## Provided entries
↓↓↓
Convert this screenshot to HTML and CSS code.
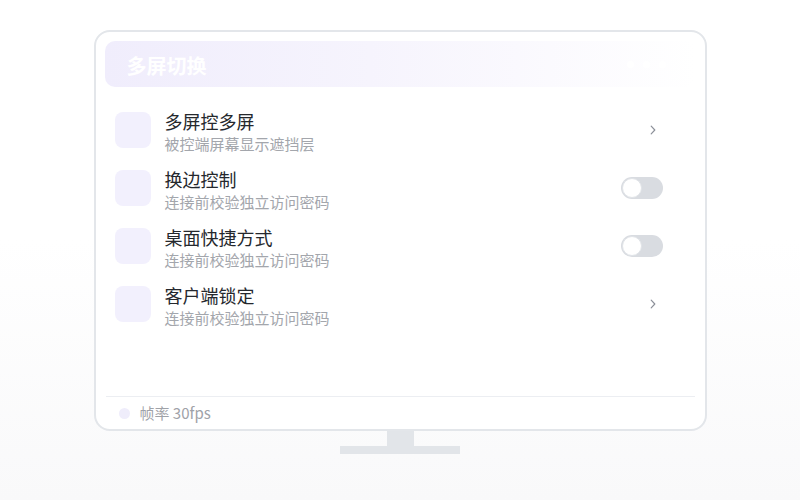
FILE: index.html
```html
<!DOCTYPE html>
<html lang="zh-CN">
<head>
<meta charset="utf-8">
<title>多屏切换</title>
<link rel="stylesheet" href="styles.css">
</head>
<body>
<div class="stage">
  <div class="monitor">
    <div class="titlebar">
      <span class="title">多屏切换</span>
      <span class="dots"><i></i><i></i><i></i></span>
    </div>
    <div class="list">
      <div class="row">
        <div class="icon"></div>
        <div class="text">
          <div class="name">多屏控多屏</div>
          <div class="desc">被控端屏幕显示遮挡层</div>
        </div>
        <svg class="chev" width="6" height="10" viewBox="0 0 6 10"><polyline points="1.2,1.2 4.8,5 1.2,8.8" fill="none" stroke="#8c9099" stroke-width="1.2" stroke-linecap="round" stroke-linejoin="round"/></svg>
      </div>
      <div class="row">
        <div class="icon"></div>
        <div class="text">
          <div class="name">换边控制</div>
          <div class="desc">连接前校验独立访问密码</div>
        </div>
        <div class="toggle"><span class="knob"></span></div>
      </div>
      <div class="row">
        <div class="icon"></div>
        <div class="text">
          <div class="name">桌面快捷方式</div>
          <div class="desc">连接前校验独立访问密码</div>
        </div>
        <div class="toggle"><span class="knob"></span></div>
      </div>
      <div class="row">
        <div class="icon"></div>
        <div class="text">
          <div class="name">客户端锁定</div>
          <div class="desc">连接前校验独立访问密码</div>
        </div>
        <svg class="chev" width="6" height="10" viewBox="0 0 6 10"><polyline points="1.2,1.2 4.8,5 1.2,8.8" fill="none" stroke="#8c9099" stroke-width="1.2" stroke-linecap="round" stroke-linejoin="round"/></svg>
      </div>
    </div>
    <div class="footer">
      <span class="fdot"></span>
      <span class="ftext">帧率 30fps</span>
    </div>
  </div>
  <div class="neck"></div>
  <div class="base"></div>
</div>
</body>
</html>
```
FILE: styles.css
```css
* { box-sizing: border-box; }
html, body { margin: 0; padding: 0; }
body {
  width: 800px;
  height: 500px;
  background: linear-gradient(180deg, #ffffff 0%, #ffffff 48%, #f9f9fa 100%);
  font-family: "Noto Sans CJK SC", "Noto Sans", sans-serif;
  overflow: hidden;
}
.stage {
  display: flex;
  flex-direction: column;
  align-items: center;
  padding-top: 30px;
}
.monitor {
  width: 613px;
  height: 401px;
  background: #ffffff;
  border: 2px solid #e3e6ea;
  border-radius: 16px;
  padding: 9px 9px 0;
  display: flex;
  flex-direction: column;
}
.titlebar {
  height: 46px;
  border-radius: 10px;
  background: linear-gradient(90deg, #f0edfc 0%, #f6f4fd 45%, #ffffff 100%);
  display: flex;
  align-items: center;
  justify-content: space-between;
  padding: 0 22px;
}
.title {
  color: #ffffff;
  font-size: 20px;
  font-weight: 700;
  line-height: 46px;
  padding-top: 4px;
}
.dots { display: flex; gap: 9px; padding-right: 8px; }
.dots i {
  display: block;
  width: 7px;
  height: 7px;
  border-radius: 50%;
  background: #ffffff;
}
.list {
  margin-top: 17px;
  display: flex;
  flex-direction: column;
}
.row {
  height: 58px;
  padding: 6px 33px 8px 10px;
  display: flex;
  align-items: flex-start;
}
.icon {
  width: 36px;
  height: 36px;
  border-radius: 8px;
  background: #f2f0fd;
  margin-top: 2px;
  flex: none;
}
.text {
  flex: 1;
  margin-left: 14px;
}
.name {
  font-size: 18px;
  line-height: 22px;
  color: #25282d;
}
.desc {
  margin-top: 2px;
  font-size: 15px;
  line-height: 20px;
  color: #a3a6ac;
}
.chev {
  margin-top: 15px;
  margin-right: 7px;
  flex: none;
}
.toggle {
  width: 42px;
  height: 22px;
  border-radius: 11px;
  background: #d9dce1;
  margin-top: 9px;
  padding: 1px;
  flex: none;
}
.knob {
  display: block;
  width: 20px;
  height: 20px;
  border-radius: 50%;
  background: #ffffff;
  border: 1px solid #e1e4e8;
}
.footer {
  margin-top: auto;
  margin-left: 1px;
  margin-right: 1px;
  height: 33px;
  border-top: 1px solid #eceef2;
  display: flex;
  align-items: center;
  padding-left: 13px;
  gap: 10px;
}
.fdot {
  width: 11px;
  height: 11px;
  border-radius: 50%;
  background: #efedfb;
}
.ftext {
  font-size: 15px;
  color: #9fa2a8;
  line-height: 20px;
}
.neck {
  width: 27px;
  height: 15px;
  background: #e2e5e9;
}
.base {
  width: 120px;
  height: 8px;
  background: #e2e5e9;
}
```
↑↑↑
↓↓↓
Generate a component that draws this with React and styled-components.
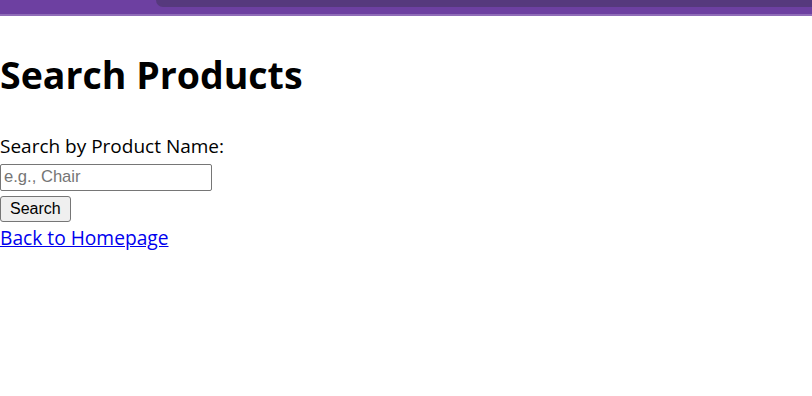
↑↑↑
## Task to carry out
Count the lines of these entries that hold the string "this", and give only that number.

## Completed exercise
2